* **Input for this task**
--

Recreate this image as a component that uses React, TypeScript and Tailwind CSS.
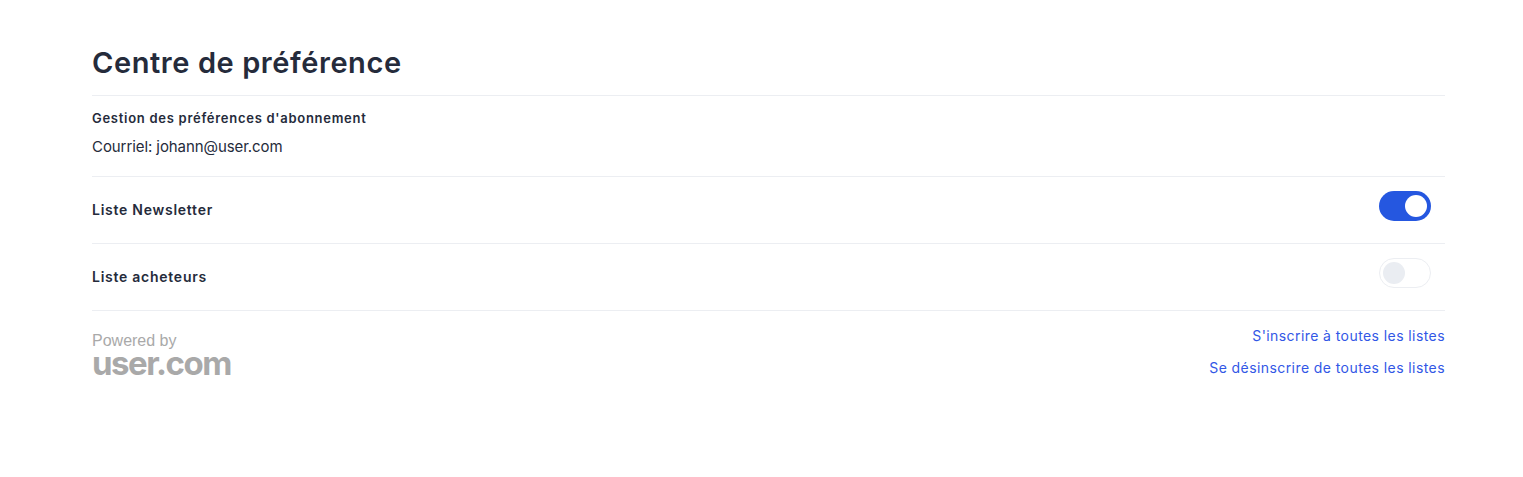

--

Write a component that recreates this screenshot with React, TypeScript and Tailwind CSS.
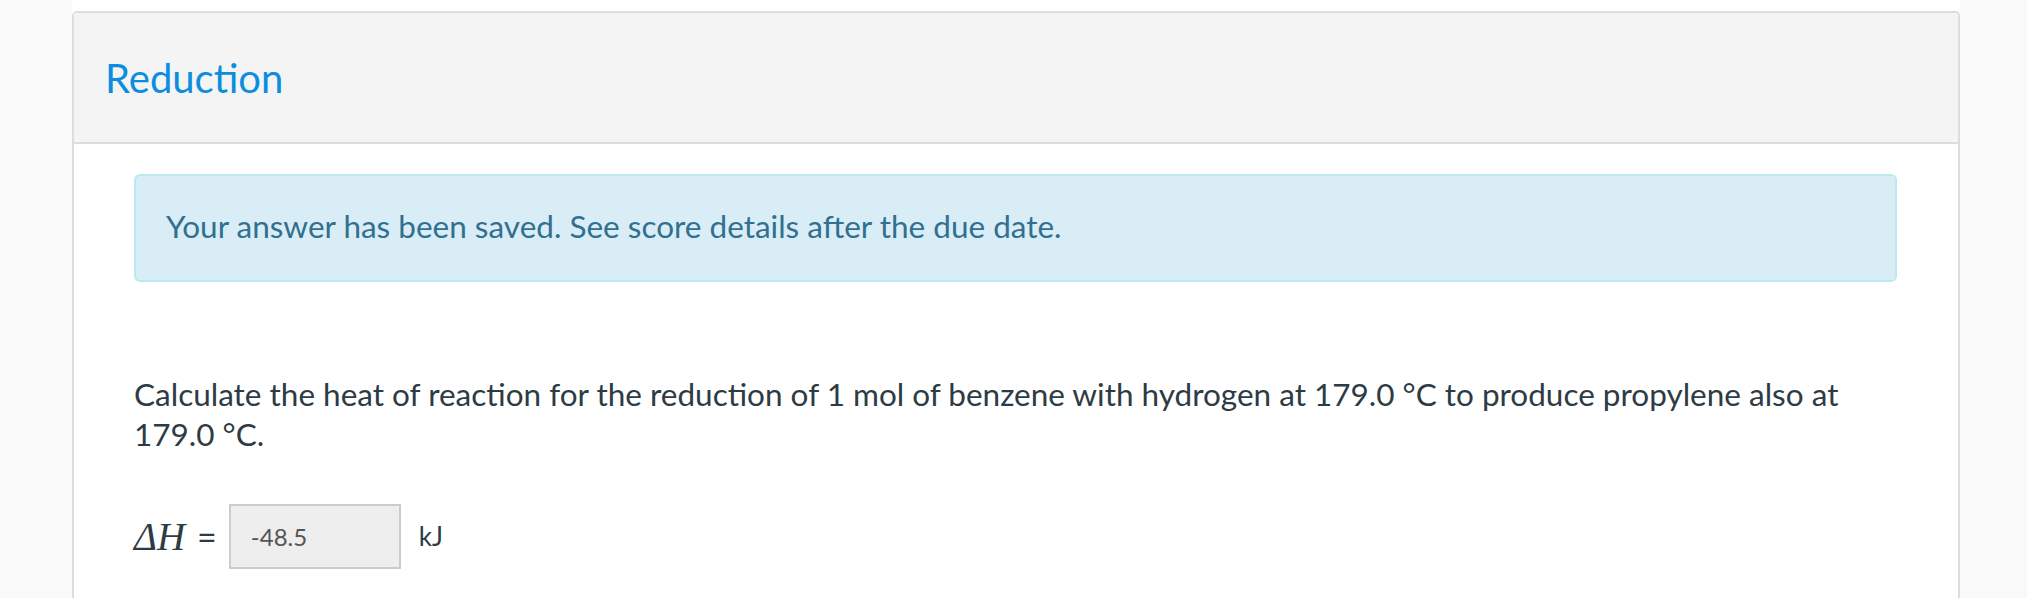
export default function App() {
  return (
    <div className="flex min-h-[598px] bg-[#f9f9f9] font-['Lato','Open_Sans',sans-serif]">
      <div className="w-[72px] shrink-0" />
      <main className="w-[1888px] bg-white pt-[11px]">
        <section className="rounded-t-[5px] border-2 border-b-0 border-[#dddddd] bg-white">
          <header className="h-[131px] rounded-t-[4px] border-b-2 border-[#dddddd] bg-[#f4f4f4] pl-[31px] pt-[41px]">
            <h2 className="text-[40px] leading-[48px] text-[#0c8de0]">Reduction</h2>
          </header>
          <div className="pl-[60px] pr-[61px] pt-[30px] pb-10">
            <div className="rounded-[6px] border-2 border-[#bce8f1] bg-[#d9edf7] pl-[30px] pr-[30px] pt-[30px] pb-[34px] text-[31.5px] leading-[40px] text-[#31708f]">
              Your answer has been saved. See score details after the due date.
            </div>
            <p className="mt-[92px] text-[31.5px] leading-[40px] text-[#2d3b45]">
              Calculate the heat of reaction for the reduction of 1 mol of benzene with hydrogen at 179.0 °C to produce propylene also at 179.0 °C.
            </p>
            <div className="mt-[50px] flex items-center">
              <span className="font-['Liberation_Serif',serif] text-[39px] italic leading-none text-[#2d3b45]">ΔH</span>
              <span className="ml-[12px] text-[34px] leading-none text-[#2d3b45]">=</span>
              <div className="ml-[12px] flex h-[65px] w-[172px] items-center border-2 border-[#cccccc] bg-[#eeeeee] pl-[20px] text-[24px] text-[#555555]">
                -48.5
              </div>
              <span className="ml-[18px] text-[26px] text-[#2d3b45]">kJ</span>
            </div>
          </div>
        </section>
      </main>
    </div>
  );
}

--

* **Given exercise**
Find each line holding the word "with" and copy it.

* **Expected output**
Write a component that recreates this screenshot with React, TypeScript and Tailwind CSS.
              Calculate the heat of reaction for the reduction of 1 mol of benzene with hydrogen at 179.0 °C to produce propylene also at 179.0 °C.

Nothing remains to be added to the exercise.